= PROVIDED MATERIAL =
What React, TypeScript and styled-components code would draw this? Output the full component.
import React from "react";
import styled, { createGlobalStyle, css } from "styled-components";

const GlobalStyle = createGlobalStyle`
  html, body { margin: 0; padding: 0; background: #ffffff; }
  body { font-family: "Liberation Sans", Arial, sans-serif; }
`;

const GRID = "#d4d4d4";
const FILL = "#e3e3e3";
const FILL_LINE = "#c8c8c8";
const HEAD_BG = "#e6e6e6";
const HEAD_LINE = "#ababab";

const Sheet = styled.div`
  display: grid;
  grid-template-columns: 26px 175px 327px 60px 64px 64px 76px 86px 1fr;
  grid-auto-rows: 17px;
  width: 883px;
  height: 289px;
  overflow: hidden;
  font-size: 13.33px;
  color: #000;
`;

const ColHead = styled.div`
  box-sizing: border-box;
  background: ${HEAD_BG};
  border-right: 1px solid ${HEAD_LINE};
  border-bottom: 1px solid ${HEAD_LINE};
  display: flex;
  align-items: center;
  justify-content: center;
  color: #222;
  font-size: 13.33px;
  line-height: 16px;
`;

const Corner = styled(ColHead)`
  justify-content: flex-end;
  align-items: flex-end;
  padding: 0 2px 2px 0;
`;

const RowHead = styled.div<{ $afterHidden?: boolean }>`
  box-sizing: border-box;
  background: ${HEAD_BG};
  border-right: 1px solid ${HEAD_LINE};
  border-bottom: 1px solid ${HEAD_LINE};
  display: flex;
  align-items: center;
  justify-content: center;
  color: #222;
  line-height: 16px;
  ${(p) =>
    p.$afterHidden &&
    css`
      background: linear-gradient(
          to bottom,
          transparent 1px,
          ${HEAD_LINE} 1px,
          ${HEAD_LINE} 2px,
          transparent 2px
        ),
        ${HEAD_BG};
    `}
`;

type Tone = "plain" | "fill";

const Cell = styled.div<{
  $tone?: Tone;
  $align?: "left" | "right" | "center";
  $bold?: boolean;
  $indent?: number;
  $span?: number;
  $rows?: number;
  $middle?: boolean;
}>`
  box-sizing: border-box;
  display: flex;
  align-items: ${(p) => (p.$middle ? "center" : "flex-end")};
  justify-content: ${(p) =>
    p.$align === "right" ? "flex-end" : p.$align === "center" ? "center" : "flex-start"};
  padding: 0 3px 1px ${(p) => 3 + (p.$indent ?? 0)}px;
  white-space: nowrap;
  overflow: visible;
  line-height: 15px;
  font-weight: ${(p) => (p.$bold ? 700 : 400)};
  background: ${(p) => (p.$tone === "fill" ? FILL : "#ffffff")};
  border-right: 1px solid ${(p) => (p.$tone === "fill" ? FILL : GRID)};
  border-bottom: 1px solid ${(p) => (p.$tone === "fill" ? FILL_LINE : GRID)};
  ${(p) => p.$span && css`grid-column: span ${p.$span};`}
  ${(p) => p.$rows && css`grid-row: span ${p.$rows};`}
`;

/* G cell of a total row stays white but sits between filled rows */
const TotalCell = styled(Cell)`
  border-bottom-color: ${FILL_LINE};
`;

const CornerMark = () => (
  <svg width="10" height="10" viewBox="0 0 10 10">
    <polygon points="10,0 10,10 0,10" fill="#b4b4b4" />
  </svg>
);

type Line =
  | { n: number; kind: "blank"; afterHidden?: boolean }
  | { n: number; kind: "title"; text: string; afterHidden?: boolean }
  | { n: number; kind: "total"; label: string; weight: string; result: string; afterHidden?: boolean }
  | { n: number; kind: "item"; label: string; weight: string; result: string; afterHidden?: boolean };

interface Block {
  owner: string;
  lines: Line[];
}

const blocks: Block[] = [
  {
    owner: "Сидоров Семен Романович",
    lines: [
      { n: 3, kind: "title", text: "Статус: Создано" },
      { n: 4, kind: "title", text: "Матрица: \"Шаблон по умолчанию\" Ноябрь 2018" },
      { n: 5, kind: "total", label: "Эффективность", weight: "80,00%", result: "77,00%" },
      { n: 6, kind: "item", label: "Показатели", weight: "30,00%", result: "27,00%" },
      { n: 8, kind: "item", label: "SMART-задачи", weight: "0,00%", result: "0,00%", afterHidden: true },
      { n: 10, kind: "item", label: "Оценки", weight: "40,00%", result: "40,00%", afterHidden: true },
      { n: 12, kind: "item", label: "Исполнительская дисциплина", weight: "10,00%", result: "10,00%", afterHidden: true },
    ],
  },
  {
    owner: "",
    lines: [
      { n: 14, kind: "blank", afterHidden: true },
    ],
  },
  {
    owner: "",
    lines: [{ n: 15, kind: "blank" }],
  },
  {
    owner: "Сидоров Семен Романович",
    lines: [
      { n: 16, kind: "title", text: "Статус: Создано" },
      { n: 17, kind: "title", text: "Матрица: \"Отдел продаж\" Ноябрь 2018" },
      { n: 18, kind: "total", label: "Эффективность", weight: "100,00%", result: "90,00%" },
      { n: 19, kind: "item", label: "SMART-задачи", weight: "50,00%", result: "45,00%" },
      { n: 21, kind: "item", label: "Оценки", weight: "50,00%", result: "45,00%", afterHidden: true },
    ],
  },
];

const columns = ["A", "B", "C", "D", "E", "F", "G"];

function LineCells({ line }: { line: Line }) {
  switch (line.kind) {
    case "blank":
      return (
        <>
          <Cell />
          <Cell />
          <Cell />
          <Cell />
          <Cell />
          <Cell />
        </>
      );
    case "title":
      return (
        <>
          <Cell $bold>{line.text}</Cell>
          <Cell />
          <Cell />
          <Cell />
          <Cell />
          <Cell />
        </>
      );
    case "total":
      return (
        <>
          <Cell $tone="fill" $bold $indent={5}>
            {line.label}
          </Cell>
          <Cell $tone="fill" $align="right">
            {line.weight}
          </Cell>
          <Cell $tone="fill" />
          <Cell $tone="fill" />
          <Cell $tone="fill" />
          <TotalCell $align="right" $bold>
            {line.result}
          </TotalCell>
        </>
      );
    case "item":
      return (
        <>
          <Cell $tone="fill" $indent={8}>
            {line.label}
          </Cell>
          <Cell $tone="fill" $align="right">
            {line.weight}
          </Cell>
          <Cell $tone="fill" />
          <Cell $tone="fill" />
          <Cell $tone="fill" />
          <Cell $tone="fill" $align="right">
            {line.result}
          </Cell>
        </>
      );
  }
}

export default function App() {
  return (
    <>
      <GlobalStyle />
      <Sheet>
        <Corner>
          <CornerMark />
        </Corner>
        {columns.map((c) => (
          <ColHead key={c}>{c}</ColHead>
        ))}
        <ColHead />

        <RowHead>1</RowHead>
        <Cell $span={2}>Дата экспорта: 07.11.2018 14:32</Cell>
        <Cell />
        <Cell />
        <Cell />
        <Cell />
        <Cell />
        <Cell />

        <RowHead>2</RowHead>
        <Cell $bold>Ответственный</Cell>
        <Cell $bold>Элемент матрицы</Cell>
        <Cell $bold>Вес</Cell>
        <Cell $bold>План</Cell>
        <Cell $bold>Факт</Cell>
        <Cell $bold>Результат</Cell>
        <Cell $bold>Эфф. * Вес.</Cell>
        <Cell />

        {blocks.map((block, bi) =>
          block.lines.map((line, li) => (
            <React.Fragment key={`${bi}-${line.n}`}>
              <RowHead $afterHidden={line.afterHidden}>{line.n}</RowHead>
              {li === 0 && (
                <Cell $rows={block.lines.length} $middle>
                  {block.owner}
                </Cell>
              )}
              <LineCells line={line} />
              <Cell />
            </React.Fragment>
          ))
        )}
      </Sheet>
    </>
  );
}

= TASK DESCRIPTION =
From the first line to the last, retype the data exactly.

= OUTPUT OF THE EXERCISE =
What React, TypeScript and styled-components code would draw this? Output the full component.
import React from "react";
import styled, { createGlobalStyle, css } from "styled-components";

const GlobalStyle = createGlobalStyle`
  html, body { margin: 0; padding: 0; background: #ffffff; }
  body { font-family: "Liberation Sans", Arial, sans-serif; }
`;

const GRID = "#d4d4d4";
const FILL = "#e3e3e3";
const FILL_LINE = "#c8c8c8";
const HEAD_BG = "#e6e6e6";
const HEAD_LINE = "#ababab";

const Sheet = styled.div`
  display: grid;
  grid-template-columns: 26px 175px 327px 60px 64px 64px 76px 86px 1fr;
  grid-auto-rows: 17px;
  width: 883px;
  height: 289px;
  overflow: hidden;
  font-size: 13.33px;
  color: #000;
`;

const ColHead = styled.div`
  box-sizing: border-box;
  background: ${HEAD_BG};
  border-right: 1px solid ${HEAD_LINE};
  border-bottom: 1px solid ${HEAD_LINE};
  display: flex;
  align-items: center;
  justify-content: center;
  color: #222;
  font-size: 13.33px;
  line-height: 16px;
`;

const Corner = styled(ColHead)`
  justify-content: flex-end;
  align-items: flex-end;
  padding: 0 2px 2px 0;
`;

const RowHead = styled.div<{ $afterHidden?: boolean }>`
  box-sizing: border-box;
  background: ${HEAD_BG};
  border-right: 1px solid ${HEAD_LINE};
  border-bottom: 1px solid ${HEAD_LINE};
  display: flex;
  align-items: center;
  justify-content: center;
  color: #222;
  line-height: 16px;
  ${(p) =>
    p.$afterHidden &&
    css`
      background: linear-gradient(
          to bottom,
          transparent 1px,
          ${HEAD_LINE} 1px,
          ${HEAD_LINE} 2px,
          transparent 2px
        ),
        ${HEAD_BG};
    `}
`;

type Tone = "plain" | "fill";

const Cell = styled.div<{
  $tone?: Tone;
  $align?: "left" | "right" | "center";
  $bold?: boolean;
  $indent?: number;
  $span?: number;
  $rows?: number;
  $middle?: boolean;
}>`
  box-sizing: border-box;
  display: flex;
  align-items: ${(p) => (p.$middle ? "center" : "flex-end")};
  justify-content: ${(p) =>
    p.$align === "right" ? "flex-end" : p.$align === "center" ? "center" : "flex-start"};
  padding: 0 3px 1px ${(p) => 3 + (p.$indent ?? 0)}px;
  white-space: nowrap;
  overflow: visible;
  line-height: 15px;
  font-weight: ${(p) => (p.$bold ? 700 : 400)};
  background: ${(p) => (p.$tone === "fill" ? FILL : "#ffffff")};
  border-right: 1px solid ${(p) => (p.$tone === "fill" ? FILL : GRID)};
  border-bottom: 1px solid ${(p) => (p.$tone === "fill" ? FILL_LINE : GRID)};
  ${(p) => p.$span && css`grid-column: span ${p.$span};`}
  ${(p) => p.$rows && css`grid-row: span ${p.$rows};`}
`;

/* G cell of a total row stays white but sits between filled rows */
const TotalCell = styled(Cell)`
  border-bottom-color: ${FILL_LINE};
`;

const CornerMark = () => (
  <svg width="10" height="10" viewBox="0 0 10 10">
    <polygon points="10,0 10,10 0,10" fill="#b4b4b4" />
  </svg>
);

type Line =
  | { n: number; kind: "blank"; afterHidden?: boolean }
  | { n: number; kind: "title"; text: string; afterHidden?: boolean }
  | { n: number; kind: "total"; label: string; weight: string; result: string; afterHidden?: boolean }
  | { n: number; kind: "item"; label: string; weight: string; result: string; afterHidden?: boolean };

interface Block {
  owner: string;
  lines: Line[];
}

const blocks: Block[] = [
  {
    owner: "Сидоров Семен Романович",
    lines: [
      { n: 3, kind: "title", text: "Статус: Создано" },
      { n: 4, kind: "title", text: "Матрица: \"Шаблон по умолчанию\" Ноябрь 2018" },
      { n: 5, kind: "total", label: "Эффективность", weight: "80,00%", result: "77,00%" },
      { n: 6, kind: "item", label: "Показатели", weight: "30,00%", result: "27,00%" },
      { n: 8, kind: "item", label: "SMART-задачи", weight: "0,00%", result: "0,00%", afterHidden: true },
      { n: 10, kind: "item", label: "Оценки", weight: "40,00%", result: "40,00%", afterHidden: true },
      { n: 12, kind: "item", label: "Исполнительская дисциплина", weight: "10,00%", result: "10,00%", afterHidden: true },
    ],
  },
  {
    owner: "",
    lines: [
      { n: 14, kind: "blank", afterHidden: true },
    ],
  },
  {
    owner: "",
    lines: [{ n: 15, kind: "blank" }],
  },
  {
    owner: "Сидоров Семен Романович",
    lines: [
      { n: 16, kind: "title", text: "Статус: Создано" },
      { n: 17, kind: "title", text: "Матрица: \"Отдел продаж\" Ноябрь 2018" },
      { n: 18, kind: "total", label: "Эффективность", weight: "100,00%", result: "90,00%" },
      { n: 19, kind: "item", label: "SMART-задачи", weight: "50,00%", result: "45,00%" },
      { n: 21, kind: "item", label: "Оценки", weight: "50,00%", result: "45,00%", afterHidden: true },
    ],
  },
];

const columns = ["A", "B", "C", "D", "E", "F", "G"];

function LineCells({ line }: { line: Line }) {
  switch (line.kind) {
    case "blank":
      return (
        <>
          <Cell />
          <Cell />
          <Cell />
          <Cell />
          <Cell />
          <Cell />
        </>
      );
    case "title":
      return (
        <>
          <Cell $bold>{line.text}</Cell>
          <Cell />
          <Cell />
          <Cell />
          <Cell />
          <Cell />
        </>
      );
    case "total":
      return (
        <>
          <Cell $tone="fill" $bold $indent={5}>
            {line.label}
          </Cell>
          <Cell $tone="fill" $align="right">
            {line.weight}
          </Cell>
          <Cell $tone="fill" />
          <Cell $tone="fill" />
          <Cell $tone="fill" />
          <TotalCell $align="right" $bold>
            {line.result}
          </TotalCell>
        </>
      );
    case "item":
      return (
        <>
          <Cell $tone="fill" $indent={8}>
            {line.label}
          </Cell>
          <Cell $tone="fill" $align="right">
            {line.weight}
          </Cell>
          <Cell $tone="fill" />
          <Cell $tone="fill" />
          <Cell $tone="fill" />
          <Cell $tone="fill" $align="right">
            {line.result}
          </Cell>
        </>
      );
  }
}

export default function App() {
  return (
    <>
      <GlobalStyle />
      <Sheet>
        <Corner>
          <CornerMark />
        </Corner>
        {columns.map((c) => (
          <ColHead key={c}>{c}</ColHead>
        ))}
        <ColHead />

        <RowHead>1</RowHead>
        <Cell $span={2}>Дата экспорта: 07.11.2018 14:32</Cell>
        <Cell />
        <Cell />
        <Cell />
        <Cell />
        <Cell />
        <Cell />

        <RowHead>2</RowHead>
        <Cell $bold>Ответственный</Cell>
        <Cell $bold>Элемент матрицы</Cell>
        <Cell $bold>Вес</Cell>
        <Cell $bold>План</Cell>
        <Cell $bold>Факт</Cell>
        <Cell $bold>Результат</Cell>
        <Cell $bold>Эфф. * Вес.</Cell>
        <Cell />

        {blocks.map((block, bi) =>
          block.lines.map((line, li) => (
            <React.Fragment key={`${bi}-${line.n}`}>
              <RowHead $afterHidden={line.afterHidden}>{line.n}</RowHead>
              {li === 0 && (
                <Cell $rows={block.lines.length} $middle>
                  {block.owner}
                </Cell>
              )}
              <LineCells line={line} />
              <Cell />
            </React.Fragment>
          ))
        )}
      </Sheet>
    </>
  );
}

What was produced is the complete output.